» Instruction: Set all the material down again unchanged, without the pictures.

** start of Material provided **

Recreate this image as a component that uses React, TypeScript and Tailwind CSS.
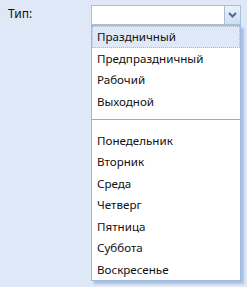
import React from "react";

const top = ["Праздничный", "Предпраздничный", "Рабочий", "Выходной"];
const days = ["Понедельник", "Вторник", "Среда", "Четверг", "Пятница", "Суббота", "Воскресенье"];

export default function App() {
  return (
    <div
      className="w-[247px] h-[287px] bg-[#dfe8f6] text-[11.6px] text-[#111] overflow-hidden"
      style={{ fontFamily: "'Noto Sans', 'Segoe UI', Tahoma, sans-serif" }}
    >
      <div className="flex items-start pt-[5px] pl-[8px]">
        <div className="w-[83px] h-[20px] leading-[18px] text-[12px]">Тип:</div>
        <div className="relative">
          <div className="flex w-[150px] h-[20px] border border-[#a9bfd6] bg-white">
            <div className="flex-1" />
            <div className="w-[16px] h-full border-l border-[#a9bfd6] bg-gradient-to-b from-[#eaf1fb] to-[#cfdef2] flex items-center justify-center">
              <svg width="9" height="6" viewBox="0 0 9 6">
                <path d="M1 1 L4.5 4.5 L8 1" stroke="#4d6a92" strokeWidth="2" fill="none" />
              </svg>
            </div>
          </div>
          <div className="absolute left-0 top-[20px] w-[150px] h-[256px] bg-white border border-[#99bbe8] shadow-[3px_3px_2px_rgba(120,140,180,0.45)]">
            {top.map((t, i) => (
              <div
                key={t}
                className={
                  "h-[21.5px] leading-[19.5px] pl-[4px] whitespace-nowrap " +
                  (i === 0
                    ? "bg-[#dfe8f6] border border-dotted border-[#a3bae9]"
                    : "border border-transparent")
                }
              >
                {t}
              </div>
            ))}
            <div className="h-[17.5px] flex items-center">
              <div className="w-full h-px bg-[#a8a8a8] mt-[-3px]" />
            </div>
            {days.map((t) => (
              <div key={t} className="h-[21.5px] leading-[19.5px] pl-[4px] border border-transparent whitespace-nowrap">
                {t}
              </div>
            ))}
          </div>
        </div>
      </div>
    </div>
  );
}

** end of Material provided **

» Completed task:
Recreate this image as a component that uses React, TypeScript and Tailwind CSS.
import React from "react";

const top = ["Праздничный", "Предпраздничный", "Рабочий", "Выходной"];
const days = ["Понедельник", "Вторник", "Среда", "Четверг", "Пятница", "Суббота", "Воскресенье"];

export default function App() {
  return (
    <div
      className="w-[247px] h-[287px] bg-[#dfe8f6] text-[11.6px] text-[#111] overflow-hidden"
      style={{ fontFamily: "'Noto Sans', 'Segoe UI', Tahoma, sans-serif" }}
    >
      <div className="flex items-start pt-[5px] pl-[8px]">
        <div className="w-[83px] h-[20px] leading-[18px] text-[12px]">Тип:</div>
        <div className="relative">
          <div className="flex w-[150px] h-[20px] border border-[#a9bfd6] bg-white">
            <div className="flex-1" />
            <div className="w-[16px] h-full border-l border-[#a9bfd6] bg-gradient-to-b from-[#eaf1fb] to-[#cfdef2] flex items-center justify-center">
              <svg width="9" height="6" viewBox="0 0 9 6">
                <path d="M1 1 L4.5 4.5 L8 1" stroke="#4d6a92" strokeWidth="2" fill="none" />
              </svg>
            </div>
          </div>
          <div className="absolute left-0 top-[20px] w-[150px] h-[256px] bg-white border border-[#99bbe8] shadow-[3px_3px_2px_rgba(120,140,180,0.45)]">
            {top.map((t, i) => (
              <div
                key={t}
                className={
                  "h-[21.5px] leading-[19.5px] pl-[4px] whitespace-nowrap " +
                  (i === 0
                    ? "bg-[#dfe8f6] border border-dotted border-[#a3bae9]"
                    : "border border-transparent")
                }
              >
                {t}
              </div>
            ))}
            <div className="h-[17.5px] flex items-center">
              <div className="w-full h-px bg-[#a8a8a8] mt-[-3px]" />
            </div>
            {days.map((t) => (
              <div key={t} className="h-[21.5px] leading-[19.5px] pl-[4px] border border-transparent whitespace-nowrap">
                {t}
              </div>
            ))}
          </div>
        </div>
      </div>
    </div>
  );
}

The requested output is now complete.